Some scholars argue that the functions of the Luwian and Hittite weather gods Tarḫunz and Tarḫunna ultimately stem from those of Perkʷunos. Anatolians may have dropped the old name in order to adopt the epithet *Tṛḫu-ent- ('conquering', from PIE terh₂-, 'to cross over, pass through, overcome'), which sounded closer to the name of the Hattian Storm-god Taru. According to scholarship, the name Tarhunt- is also cognate to the Vedic present participle tū́rvant- ('vanquishing, conquering'), an epithet of the weather-god Indra.

=== Toponyms ===
Near Salona, in Late Antiquity, there was a hill named Perun. Likewise, the ancient oronym Borun (monte Borun) has been interpreted as a deformation of the theonym Perun.

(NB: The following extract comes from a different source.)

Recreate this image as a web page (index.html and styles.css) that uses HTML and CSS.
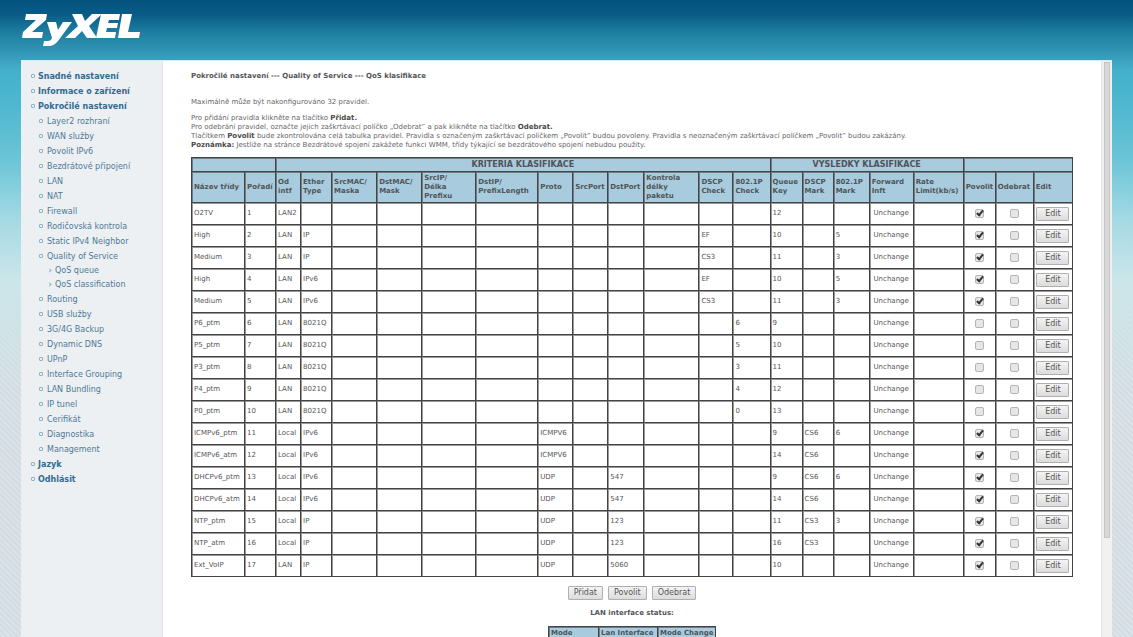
FILE: index.html
```html
<!DOCTYPE html>
<html lang="cs">
<head>
<meta charset="utf-8">
<title>ZyXEL – QoS klasifikace</title>
<link rel="stylesheet" href="styles.css">
</head>
<body>
<header class="header">
<svg class="logo" viewBox="0 0 120 34" role="img" aria-label="ZyXEL">
<path d="M5 1H26L25 7L11 19H22L21 25H1L2 19L15 7H4Z"/>
<path d="M26 9H35L37 17L42 9H51L37 28Q33 33 28 33H22L23 28H27Q30 28 31 25Z"/>
<path d="M51 1H61L64 8L71 1H81L68 13L76 25H66L61 18L54 25H44L57 13Z"/>
<path d="M80 1H99L98 7H88L87 10H97L96 15H86L85 19H95L94 25H75Z"/>
<path d="M101 1H111L107 19H119L118 25H97Z"/>
</svg>
</header>
<div class="frame">
<nav class="side">
<ul class="menu">
<li><a href="#">Snadné nastavení</a></li>
<li><a href="#">Informace o zařízení</a></li>
<li><a href="#">Pokročilé nastavení</a>
<ul class="sub">
<li><a href="#">Layer2 rozhraní</a></li>
<li><a href="#">WAN služby</a></li>
<li><a href="#">Povolit IPv6</a></li>
<li><a href="#">Bezdrátové připojení</a></li>
<li><a href="#">LAN</a></li>
<li><a href="#">NAT</a></li>
<li><a href="#">Firewall</a></li>
<li><a href="#">Rodičovská kontrola</a></li>
<li><a href="#">Static IPv4 Neighbor</a></li>
<li><a href="#">Quality of Service</a>
<ul class="leaf">
<li><a href="#">QoS queue</a></li>
<li><a href="#">QoS classification</a></li>
</ul></li>
<li><a href="#">Routing</a></li>
<li><a href="#">USB služby</a></li>
<li><a href="#">3G/4G Backup</a></li>
<li><a href="#">Dynamic DNS</a></li>
<li><a href="#">UPnP</a></li>
<li><a href="#">Interface Grouping</a></li>
<li><a href="#">LAN Bundling</a></li>
<li><a href="#">IP tunel</a></li>
<li><a href="#">Cerifikát</a></li>
<li><a href="#">Diagnostika</a></li>
<li><a href="#">Management</a></li>
</ul></li>
<li><a href="#">Jazyk</a></li>
<li><a href="#">Odhlásit</a></li>
</ul>
</nav>
<main class="main">
<h1 class="title">Pokročilé nastavení --- Quality of Service --- QoS klasifikace</h1>
<p class="text limit">Maximálně může být nakonfigurováno 32 pravidel.</p>
<p class="text">Pro přidání pravidla klikněte na tlačítko <b>Přidat.</b><br>
Pro odebrání pravidel, označte jejich zaškrtávací políčko „Odebrat” a pak klikněte na tlačítko <b>Odebrat.</b><br>
Tlačítkem <b>Povolit</b> bude zkontrolována celá tabulka pravidel. Pravidla s označeným zaškrtávací políčkem „Povolit” budou povoleny. Pravidla s neoznačeným zaškrtávací políčkem „Povolit” budou zakázány.<br>
<b>Poznámka:</b> Jestliže na stránce Bezdrátové spojení zakážete funkci WMM, třídy týkající se bezdrátového spojení nebudou použity.</p>
<table class="grid rules">
<colgroup><col class="w53"><col class="w31"><col class="w25"><col class="w31"><col class="w45"><col class="w45"><col class="w54"><col class="w62"><col class="w35"><col class="w35"><col class="w36"><col class="w55"><col class="w34"><col class="w37"><col class="w32"><col class="w31"><col class="w36"><col class="w44"><col class="w50"><col class="w32"><col class="w38"><col class="w39"></colgroup>
<thead>
<tr class="groups"><th colspan="2"></th><th colspan="12">KRITERIA KLASIFIKACE</th><th colspan="5">VYSLEDKY KLASIFIKACE</th><th colspan="3"></th></tr>
<tr class="names"><th>Název třídy</th><th>Pořadí</th><th>Od<br>intf</th><th>Ether<br>Type</th><th>SrcMAC/<br>Maska</th><th>DstMAC/<br>Mask</th><th>SrcIP/<br>Délka<br>Prefixu</th><th>DstIP/<br>PrefixLength</th><th>Proto</th><th>SrcPort</th><th>DstPort</th><th>Kontrola<br>délky<br>paketu</th><th>DSCP<br>Check</th><th>802.1P<br>Check</th><th>Queue<br>Key</th><th>DSCP<br>Mark</th><th>802.1P<br>Mark</th><th>Forward<br>Inft</th><th>Rate<br>Limit(kb/s)</th><th>Povolit</th><th>Odebrat</th><th>Edit</th></tr>
</thead>
<tbody id="rules"></tbody>
</table>
<div class="actions"><button type="button">Přidat</button><button type="button">Povolit</button><button type="button">Odebrat</button></div>
<h2 class="status">LAN interface status:</h2>
<table class="grid lan">
<thead><tr><th>Mode</th><th>Lan Interface</th><th>Mode Change</th></tr></thead>
</table>
</main>
<div class="scroll"><div class="thumb"></div></div>
</div>
<script src="rules.js"></script>
</body>
</html>
```
FILE: styles.css
```css
*, *::before { box-sizing: border-box; }
body {
  margin: 0;
  height: 100vh;
  overflow: hidden;
  display: flex;
  flex-direction: column;
  font-family: Verdana, "DejaVu Sans", sans-serif;
  font-size: 7px;
  color: #555;
  background:
    linear-gradient(#02527d 0, #0a5c86 15px, #1b7a9e 30px, #3a9fbe 59px, #43b1cb 70px, #50b9d0 110px, #6cc5d7 160px, #a5d9e4 220px, #cbe6e9 280px, rgba(212,221,227,0) 400px),
    repeating-linear-gradient(45deg, #d3dbe3 0 2px, #dbe2e8 2px 4px);
}
.header { flex: none; height: 60px; padding: 13px 21px; }
.logo { display: block; width: 120px; height: 34px; fill: #fff; }
.frame {
  flex: 1;
  min-height: 0;
  margin: 0 21px;
  display: flex;
  background: #fff;
  border-top: 1px solid #d3edf2;
}
.side {
  flex: none;
  width: 142px;
  padding: 8px 0 0 10px;
  background: #ecf0f3;
  border-right: 1px solid #dfe2f0;
}
.menu, .menu ul { list-style: none; margin: 0; padding: 0; }
.menu { font-size: 8px; line-height: 15px; font-weight: bold; }
.menu .sub { padding-left: 8px; font-weight: normal; }
.menu .leaf { padding-left: 9px; line-height: 14px; }
.menu a { display: flex; align-items: center; gap: 3px; color: #326b90; text-decoration: none; white-space: nowrap; }
.menu .sub a { gap: 4px; color: #4f7995; }
.menu a::before { content: ""; width: 4px; height: 4px; margin-bottom: 2px; border: 1px solid #8db2c6; border-radius: 1px; }
.menu .leaf a::before { width: 3px; height: 3px; border-width: 1px 1px 0 0; border-radius: 0; transform: rotate(45deg); }
.main { flex: 1; min-width: 0; padding: 10px 28px 0; overflow: hidden; }
.title { margin: 0 0 17px; font-size: 7px; line-height: 10px; }
.text { margin: 0 0 7px; line-height: 9px; white-space: nowrap; color: #666; }
.text b { color: #4a4a4a; }
.grid { border-collapse: collapse; table-layout: fixed; line-height: 9px; border: 1px solid #444; }
.grid th, .grid td { border: 1px solid #444; padding: 0 2px; text-align: left; white-space: nowrap; box-shadow: inset 1px 1px #999; }
.grid th { background: #a8cbde; color: #505458; box-shadow: inset 1px 1px #6b7e89; }
.rules { width: 100%; }
.groups { height: 14px; font-size: 8px; }
.grid .groups th { text-align: center; }
.names { height: 31px; }
.rules tbody tr { height: 22px; }
.grid td.mid { text-align: center; padding: 0; }
.w25 { width: 25px; } .w31 { width: 31px; } .w32 { width: 32px; } .w34 { width: 34px; }
.w35 { width: 35px; } .w36 { width: 36px; } .w37 { width: 37px; } .w38 { width: 38px; }
.w39 { width: 39px; } .w44 { width: 44px; } .w45 { width: 45px; } .w50 { width: 50px; }
.w53 { width: 53px; } .w54 { width: 54px; } .w55 { width: 55px; } .w62 { width: 62px; }
button {
  height: 14px;
  padding: 0 5px;
  font: 8px/12px Verdana, "DejaVu Sans", sans-serif;
  color: #555;
  border: 1px solid #b0b0b0;
  border-radius: 1px;
  background: linear-gradient(#f4f4f4, #dcdcdc);
}
td button { display: block; width: 33px; margin: 0 auto; padding: 0; }
input[type="checkbox"] {
  appearance: none;
  display: block;
  width: 9px;
  height: 9px;
  margin: 0 auto;
  border: 1px solid #b5b5b5;
  border-radius: 2px;
  background: #e6e6e6;
}
input[type="checkbox"]:checked::before {
  content: "";
  display: block;
  width: 4px;
  height: 7px;
  margin: -1px 0 0 2px;
  border: solid #333;
  border-width: 0 2px 2px 0;
  transform: rotate(40deg);
}
.actions { display: flex; justify-content: center; gap: 5px; margin: 9px 0; }
.status { margin: 0 0 8px; font-size: 7px; line-height: 9px; text-align: center; }
.lan { width: 168px; margin: 0 auto; }
.lan th { height: 14px; }
.lan th:first-child { width: 50px; }
.lan th:last-child { width: 58px; }
.scroll { flex: none; width: 11px; padding: 1px 2px; background: #f1f1f1; border-left: 1px solid #e2e2e2; }
.thumb { height: 83%; background: #d8d8d8; border: 1px solid #c4c4c4; }
```
FILE: rules.js
```js
// name, order, interface, ether type, protocol, dst port, DSCP check, 802.1P check, queue, DSCP mark, 802.1P mark, enabled
const rules = [
  ["O2TV", 1, "LAN2", "", "", "", "", "", 12, "", "", 1],
  ["High", 2, "LAN", "IP", "", "", "EF", "", 10, "", 5, 1],
  ["Medium", 3, "LAN", "IP", "", "", "CS3", "", 11, "", 3, 1],
  ["High", 4, "LAN", "IPv6", "", "", "EF", "", 10, "", 5, 1],
  ["Medium", 5, "LAN", "IPv6", "", "", "CS3", "", 11, "", 3, 1],
  ["P6_ptm", 6, "LAN", "8021Q", "", "", "", 6, 9, "", "", 0],
  ["P5_ptm", 7, "LAN", "8021Q", "", "", "", 5, 10, "", "", 0],
  ["P3_ptm", 8, "LAN", "8021Q", "", "", "", 3, 11, "", "", 0],
  ["P4_ptm", 9, "LAN", "8021Q", "", "", "", 4, 12, "", "", 0],
  ["P0_ptm", 10, "LAN", "8021Q", "", "", "", 0, 13, "", "", 0],
  ["ICMPv6_ptm", 11, "Local", "IPv6", "ICMPV6", "", "", "", 9, "CS6", 6, 1],
  ["ICMPv6_atm", 12, "Local", "IPv6", "ICMPV6", "", "", "", 14, "CS6", "", 1],
  ["DHCPv6_ptm", 13, "Local", "IPv6", "UDP", 547, "", "", 9, "CS6", 6, 1],
  ["DHCPv6_atm", 14, "Local", "IPv6", "UDP", 547, "", "", 14, "CS6", "", 1],
  ["NTP_ptm", 15, "Local", "IP", "UDP", 123, "", "", 11, "CS3", 3, 1],
  ["NTP_atm", 16, "Local", "IP", "UDP", 123, "", "", 16, "CS3", "", 1],
  ["Ext_VoIP", 17, "LAN", "IP", "UDP", 5060, "", "", 10, "", "", 1]
];
document.getElementById("rules").innerHTML = rules.map(r => {
  const cells = [r[0], r[1], r[2], r[3], "", "", "", "", r[4], "", r[5], "", r[6], r[7], r[8], r[9], r[10]];
  return "<tr>" + cells.map(c => `<td>${c}</td>`).join("") +
    `<td class="mid">Unchange</td><td></td>` +
    `<td class="mid"><input type="checkbox" aria-label="Povolit ${r[0]}"${r[11] ? " checked" : ""}></td>` +
    `<td class="mid"><input type="checkbox" aria-label="Odebrat ${r[0]}"></td>` +
    `<td class="mid"><button type="button">Edit</button></td></tr>`;
}).join("");
```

Their possible connection is further reinforced by the proximity of a mountain named Dobrava, a widespread word in Slavic-speaking regions that means 'oak grove'.

Places in South-Slavic-speaking lands are considered to be reflexes of Slavic god Perun, such as Perunac, Perunovac, Perunika, Perunićka Glava, Peruni Vrh, Perunja Ves, Peruna Dubrava, Perunuša, Perušice, Perudina, and Perutovac. Scholar Marija Gimbutas cited the existence of the place names Perunowa gora (Poland), Perun Gora (Serbia), Gora Perun (Romania), and Porun hill (Istria). Patrice Lajoye associates place names in the Balkans with the Slavic god Perun: the city of Pernik and the mountain range Pirin (in Bulgaria). He also proposes that the German city of Pronstorf is also related to Perun, since it is located near Segeberg, whose former name was Perone in 1199.

The name of the Baltic deity Perkunas is also attested in Baltic toponyms and hydronyms: a village called Perkūniškės in Žemaitija, north-west of Kaunas, and the place name Perkunlauken ('Perkuns Fields') near modern Gusev.